Handling is about what you'd expect from a midsize-to-large sedan: dull, but competent. This is not a bad thing. Put bravado aside for a moment, and even we auto journalists have to admit that dull is exactly what you want from this class of vehicle; that's how you know that the suspension is doing its job, soaking up the bumps for a comfortable ride and keeping the vehicle safely tucked into its performance envelope. Sure, you may want a bit of excitement from the Camaro ZL1, but drivers who buy a Malibu LTZ with the 2.5-liter engine are after comfort, safety, and predictability, which the Chevy delivers.

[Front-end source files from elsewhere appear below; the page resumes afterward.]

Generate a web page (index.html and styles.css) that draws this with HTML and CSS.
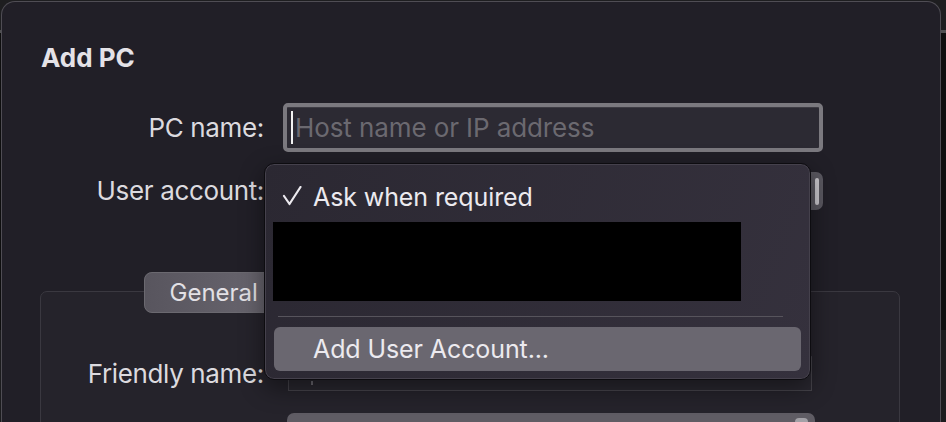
FILE: index.html
```html
<!DOCTYPE html>
<html lang="en">
<head>
    <meta charset="UTF-8">
    <meta name="viewport" content="width=device-width, initial-scale=1.0">
    <title>Add PC</title>
    <link rel="stylesheet" href="styles.css">
</head>
<body>
    <div class="sheet">
        <h1 class="title">Add PC</h1>

        <div class="form">
            <label class="label" for="pc_name">PC name:</label>
            <div class="field field-focus">
                <span class="caret"></span>
                <span class="placeholder">Host name or IP address</span>
            </div>

            <label class="label">User account:</label>
            <div class="select"><span class="knob"></span></div>
        </div>

        <div class="tabs">
            <div class="tab-bar">
                <div class="segments">
                    <span class="segment active">General</span>
                    <span class="segment"></span>
                </div>
            </div>
            <div class="tab-box">
                <div class="form form-inner">
                    <label class="label">Friendly name:</label>
                    <div class="field field-plain"><span class="tick"></span></div>

                    <span class="label"></span>
                    <div class="select select-low"><span class="knob"></span></div>
                </div>
            </div>
        </div>

        <!-- user account popup menu, open over the form -->
        <div class="menu">
            <div class="menu-item">
                <svg class="check" width="20" height="20" viewBox="0 0 20 20">
                    <path d="M2 10 L7.5 18 L18.5 1" fill="none" stroke="#eceaef" stroke-width="2.2" stroke-linecap="round" stroke-linejoin="round"/>
                </svg>
                <span>Ask when required</span>
            </div>
            <div class="redacted"></div>
            <div class="menu-sep"></div>
            <div class="menu-item highlighted">
                <span>Add User Account...</span>
            </div>
        </div>
    </div>
</body>
</html>
```

FILE: styles.css
```css
html, body {
    margin: 0;
    height: 100%;
    overflow: hidden;
}
body {
    font-family: Inter, "Noto Sans", sans-serif;
    color: #dcdadf;
    background: linear-gradient(to bottom, #1e1e20 0, #1e1e20 30px, #505052 30px, #505052 33px, #0e0e0e 33px, #0e0e0e 330px, #1c1c1e 330px);
}
.sheet {
    position: relative;
    margin: 1px 5px 0 1px;
    height: 421px;
    overflow: hidden;
    padding: 40px 40px 0 39px;
    box-sizing: border-box;
    background: #211f27;
    border: 1px solid #4f4d54;
    border-bottom: none;
    border-radius: 14px 14px 0 0;
}
.title {
    margin: 0;
    font-size: 26px;
    line-height: 32px;
    font-weight: 700;
    color: #e4e2e7;
}
.form {
    display: grid;
    grid-template-columns: 223px 540px;
    grid-template-rows: 49px 38px;
    column-gap: 19px;
    row-gap: 20px;
    margin-top: 29px;
    align-items: center;
}
.label {
    justify-self: end;
    font-size: 26px;
    line-height: 32px;
    color: #dcdadf;
    letter-spacing: -0.35px;
}
.field {
    position: relative;
    box-sizing: border-box;
    height: 100%;
    display: flex;
    align-items: center;
}
.field-focus {
    border: 4px solid #7b797f;
    border-radius: 5px;
    background: #2c2a33;
    box-shadow: inset 0 1px 0 #3e3c44;
    padding-left: 8px;
}
.caret {
    width: 2px;
    height: 33px;
    background: #f2f2f2;
    margin-left: -4px;
    margin-right: 2px;
}
.placeholder {
    font-size: 26px;
    color: #6b6970;
    letter-spacing: -0.1px;
}
.select {
    height: 100%;
    border-radius: 7px;
    background: #5a5860;
    position: relative;
}
.knob {
    position: absolute;
    right: 4px;
    top: 6px;
    width: 4px;
    bottom: 5px;
    border-radius: 3px;
    background: #c9c7cc;
}
.tabs {
    margin: 62px 0 0 -1px;
}
.tab-bar {
    position: relative;
    z-index: 1;
    display: flex;
    justify-content: center;
    margin-bottom: -22px;
}
.segments {
    display: flex;
    width: 653px;
    height: 41px;
    border-radius: 8px;
    background: #3e3c44;
}
.segment {
    flex: 1;
}
.segment.active {
    flex: 0 0 142px;
    box-sizing: border-box;
    border: 1px solid #6b6970;
    border-radius: 8px;
    background: linear-gradient(to right, #58555e, #6a6770);
    font-size: 24px;
    line-height: 39px;
    padding-left: 25px;
    color: #e2e0e5;
}
.tab-box {
    border: 1px solid #3a3840;
    border-radius: 7px;
    background: #25232b;
    height: 200px;
    padding: 64px 0 0 0;
    box-sizing: border-box;
}
.form-inner {
    grid-template-columns: 223px 524px;
    grid-template-rows: 35px 30px;
    column-gap: 24px;
    row-gap: 22px;
    margin-top: 0;
}
.field-plain {
    border: 1px solid #45434a;
    border-top-color: #3a3840;
    background: #29272f;
}
.tick {
    position: absolute;
    left: 22px;
    bottom: 5px;
    width: 2px;
    height: 4px;
    background: #6a6870;
}
.select-low {
    margin-left: -1px;
    width: 528px;
    border-radius: 7px 7px 0 0;
    background: #5f5c64;
}
.select-low .knob {
    right: 7px;
    top: 5px;
    width: 13px;
    border-radius: 4px;
    background: #a3a1a7;
}
.menu {
    position: absolute;
    z-index: 2;
    left: 262px;
    top: 161px;
    width: 547px;
    height: 217px;
    box-sizing: border-box;
    padding: 15px 9px 9px 9px;
    border: 1px solid #0d0c10;
    border-radius: 10px;
    background: linear-gradient(110deg, #2b2832, #35313d);
    box-shadow: inset 0 0 0 1px #45414c, 0 8px 24px rgba(0, 0, 0, 0.45);
}
.menu-item {
    display: flex;
    align-items: center;
    height: 36px;
    padding-left: 39px;
    position: relative;
    font-size: 25px;
    color: #eceaef;
    letter-spacing: -0.1px;
}
.check {
    position: absolute;
    left: 8px;
    top: 7px;
}
.redacted {
    margin: 7px 0 0 -1px;
    width: 468px;
    height: 79px;
    background: #000;
}
.menu-sep {
    height: 1px;
    margin: 15px 18px 0 4px;
    background: #57545c;
}
.menu-item.highlighted {
    margin-top: 10px;
    height: 44px;
    border-radius: 6px;
    background: #6a6770;
}
```
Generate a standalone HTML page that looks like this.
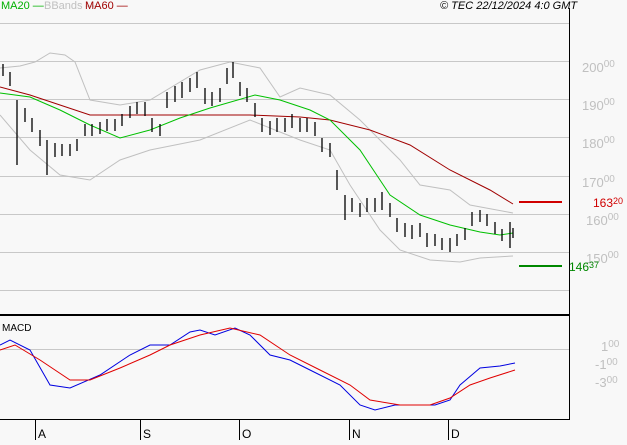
<!DOCTYPE html><html><head><style>
body{margin:0;background:#f8f8f8;width:627px;height:440px;overflow:hidden;font-family:"Liberation Sans",sans-serif}
svg text{font-family:"Liberation Sans",sans-serif}
</style></head><body>
<svg width="627" height="440" xmlns="http://www.w3.org/2000/svg">
<rect width="627" height="440" fill="#f8f8f8"/>
<g stroke="#c8c8c8" stroke-width="1">
<line x1="0" y1="23.5" x2="569" y2="23.5"/><line x1="0" y1="61.5" x2="569" y2="61.5"/><line x1="0" y1="99.5" x2="569" y2="99.5"/><line x1="0" y1="137.5" x2="569" y2="137.5"/><line x1="0" y1="176.5" x2="569" y2="176.5"/><line x1="0" y1="214.5" x2="569" y2="214.5"/><line x1="0" y1="252.5" x2="569" y2="252.5"/><line x1="0" y1="290.5" x2="569" y2="290.5"/><line x1="0" y1="349.5" x2="569" y2="349.5"/>
</g>
<line x1="569.5" y1="8" x2="569.5" y2="420" stroke="#000"/>
<line x1="0" y1="315" x2="570" y2="315" stroke="#000" stroke-width="2"/>
<line x1="0" y1="419.5" x2="570" y2="419.5" stroke="#000"/>
<g font-size="13" fill="#c0c0c0">
<text x="582" y="72">200<tspan font-size="10" dy="-5">00</tspan></text>
<text x="582" y="110">190<tspan font-size="10" dy="-5">00</tspan></text>
<text x="582" y="148">180<tspan font-size="10" dy="-5">00</tspan></text>
<text x="582" y="187">170<tspan font-size="10" dy="-5">00</tspan></text>
<text x="586" y="225">160<tspan font-size="10" dy="-5">00</tspan></text>
<text x="586" y="263">150<tspan font-size="10" dy="-5">00</tspan></text>
<text x="601" y="351">1<tspan font-size="10" dy="-4">00</tspan></text>
<text x="595" y="369">-1<tspan font-size="10" dy="-4">00</tspan></text>
<text x="595" y="387">-3<tspan font-size="10" dy="-4">00</tspan></text>
</g>
<line x1="519" y1="202" x2="562" y2="202" stroke="#d00000" stroke-width="2"/>
<text x="593" y="207" font-size="12" fill="#d00000">163<tspan font-size="9" dy="-3">20</tspan></text>
<line x1="519" y1="266" x2="562" y2="266" stroke="#008800" stroke-width="2"/>
<text x="569" y="271" font-size="12" fill="#008800">146<tspan font-size="9" dy="-3">37</tspan></text>
<text x="1" y="9" font-size="11" fill="#00b000">MA20 —</text>
<text x="44" y="9" font-size="11" fill="#c0c0c0">BBands —</text>
<text x="85" y="9" font-size="11" fill="#a00000">MA60 —</text>
<text x="440" y="9" font-size="11" font-style="italic" fill="#000">© TEC 22/12/2024 4:0 GMT</text>
<text x="2" y="331" font-size="10" fill="#000">MACD</text>
<g fill="none" stroke-width="1">
<polyline stroke="#c0c0c0" points="0,68 20,66 35,62 50,53 65,55 75,62 90,100 120,105 150,100 200,70 230,62 260,68 280,97 300,88 330,95 360,120 380,140 400,160 420,185 450,190 470,205 513,213"/>
<polyline stroke="#c0c0c0" points="0,115 30,150 60,175 90,180 120,160 150,150 200,140 250,120 300,140 330,150 350,185 380,230 400,250 430,260 460,262 480,258 513,256"/>
<polyline stroke="#a00000" points="0,87 30,95 60,105 90,115 150,115 250,115 300,117 330,120 370,130 410,145 450,170 490,190 513,204"/>
<polyline stroke="#00c000" points="0,93 30,97 60,110 90,125 120,138 150,130 180,118 210,108 255,95 280,100 310,110 330,120 360,150 390,195 420,215 450,225 480,232 500,235 513,233"/>
<polyline stroke="#0000e0" points="0,345 10,340 30,350 50,385 70,388 100,375 130,355 150,345 170,345 190,332 200,330 215,335 235,328 250,335 270,355 290,360 310,370 340,385 360,405 375,410 395,405 435,405 450,400 460,385 480,368 500,366 515,363"/>
<polyline stroke="#e00000" points="0,350 15,345 40,360 70,380 90,380 120,368 150,355 170,345 200,335 230,328 260,335 290,355 320,370 350,385 370,400 400,405 430,405 450,398 470,385 490,378 515,370"/>
</g>
<path fill="none" stroke="#000" stroke-width="1.3" d="M3 64v12M10 72v14M17 100v65M25 108v14M32 118v14M40 130v16M47 140v35M55 143v14M62 144v12M70 144v12M77 139v12M85 124v12M92 124v12M100 122v12M107 119v12M115 119v12M122 114v12M130 106v12M137 102v12M145 102v14M152 118v14M160 124v12M167 92v16M175 86v16M182 82v16M190 78v14M197 72v16M205 88v16M212 92v14M220 88v14M227 68v16M233 62v16M240 82v14M247 88v14M255 103v14M262 118v14M270 121v14M277 118v14M285 118v14M292 114v14M300 118v14M307 118v14M315 122v14M322 138v14M330 143v14M337 170v20M345 195v25M352 198v14M360 203v14M367 198v14M375 198v14M382 192v18M390 203v14M397 218v14M405 223v14M412 225v14M420 223v14M427 233v14M435 234v12M442 238v12M450 238v14M457 234v12M465 228v12M472 212v14M480 210v12M487 214v12M495 222v12M502 229v12M510 222v26M513 228v10"/>
<g stroke="#000"><line x1="35.5" y1="420" x2="35.5" y2="440"/><line x1="140.5" y1="420" x2="140.5" y2="440"/><line x1="239.5" y1="420" x2="239.5" y2="440"/><line x1="349.5" y1="420" x2="349.5" y2="440"/><line x1="448.5" y1="420" x2="448.5" y2="440"/></g>
<g font-size="12" fill="#000"><text x="38" y="438">A</text><text x="143" y="438">S</text><text x="242" y="438">O</text><text x="352" y="438">N</text><text x="451" y="438">D</text></g>
</svg>
</body></html>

Speaking of delivery, the Malibu also made good on its EPA estimated fuel economy of 22 city, 34 highway, and 26 combined mpg, delivering 25.5 mpg in our testing -- nearly right on the money.

MyLink dashboard
Usually, a base-level infotainment system is nothing to get excited about, but in the case of the 2013 Malibu LTZ, the entry level for dashboard tech is the Chevrolet MyLink system and it is rather good.

Based around a 7-inch color touch screen, the MyLink system gives the driver access to a number of digital and analog audio sources. You get Bluetooth for hands-free calling and audio streaming and USB connectivity for MP3 and iPod playback -- we tested it and found it to be iPhone 5-friendly when used with the Lightning-to-USB adapter. You also get an analog 3.5mm input, a CD player, terrestrial AM/FM radio, and SiriusXM Satellite Radio.

With your SiriusXM subscription, the MyLink system is also able to take advantage of SiriusXM Travel Link, a satellite-based data connection that beams weather forecasts, sports scores and schedules, stock prices, and searchable movie listings and theater showtimes into the dashboard.